I have an ios chat application that uses openfire, what I need to do is send push notification when the message (1) can't be delivered for any reason, (2) app is in suspended state, i.e. can't generate a notification on its own.
I have read most of the related questions/suggestions on this on stackoverflow and elsewhere and I have concluded few solutions to my problem. I am not an ios developer nor did I know anything about openfire or xmpp before a couple of days, so I am afraid my understanding of things may not be complete and my solutions might be flawed.
Kindly confirm my understanding of it and suggest if I am missing something or if there is a better approach. Please also suggest about how complex it is going to be to implement a particular solution listed below.
Challenge here is to identify when the push is required and where the process be initiated, so
1) one way is to use the xep-0184 implementation of xmpp to check if the message is delivered. to do this we should have some delivered flag with message in ios database, which is updated when the delivered response is received form other end. So we need check for this flag after a little while and if the delivered status is false, initiate push process with the message. Looks to be a complicated solution (wait for response.. check flag with some time lag.. not very impressive)

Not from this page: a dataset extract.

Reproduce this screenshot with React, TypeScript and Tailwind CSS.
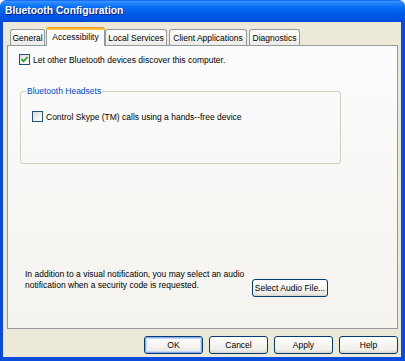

2) A more straight forward approach is to do something in openfire, when openfire can't deliver a message it stores it in offline table, we can do some interception on that part and initiate the push process with the message. This looks to be the correct approach but I am really afraid of getting that much inside openfire and change something(It might be easy also, somebody who has worked a little with openfire can tell?)
3) This is my last resort, and this is not a solution.. but if I can't do it correctly within expected timeframe (which is a week from now) , We plan to send a push notification for all the messages. oppenfire will takecare of normal chat while a push will be sent from our server for each message but when the app is in foreground, we do something to handle the extra push messages that need not be shown, otherwise a push is received whenever there is a message. What do you guys think of this temporary way around (we will of course have to change this as soon as we can), is this doable (or I am missing something here as well).
P.S. Can anyone tell how Whatsapp and other popular apps handle this?
Many thanks for your help.
XMPP requires a persistent socket connection or a "persistent" BOSH connection during your whole XMPP session. I think your challenge is that iOS does not allow you to run your app and socket in background. Whenever your iOS app goes in background iOS kills your socket connection, and your Openfire server kills your XMPP session. This means the user goes offline. Which is also the reason why incoming messages for this user go to the offline storage.
Sorry for this response, but all 3 solutions you suggested are terrible hacks ;-). If you want to come up with a good solution you have to go very deep into XMPP and iOS. 1 week is a very short timeframe for this.
Can anyone tell how Whatsapp and other popular apps handle this?
They keep the XMPP session alive. This works only with highly modified XMPP servers, some "XMPP Client Proxy" in between which keeps your session running while your app is in background, or a combination or both.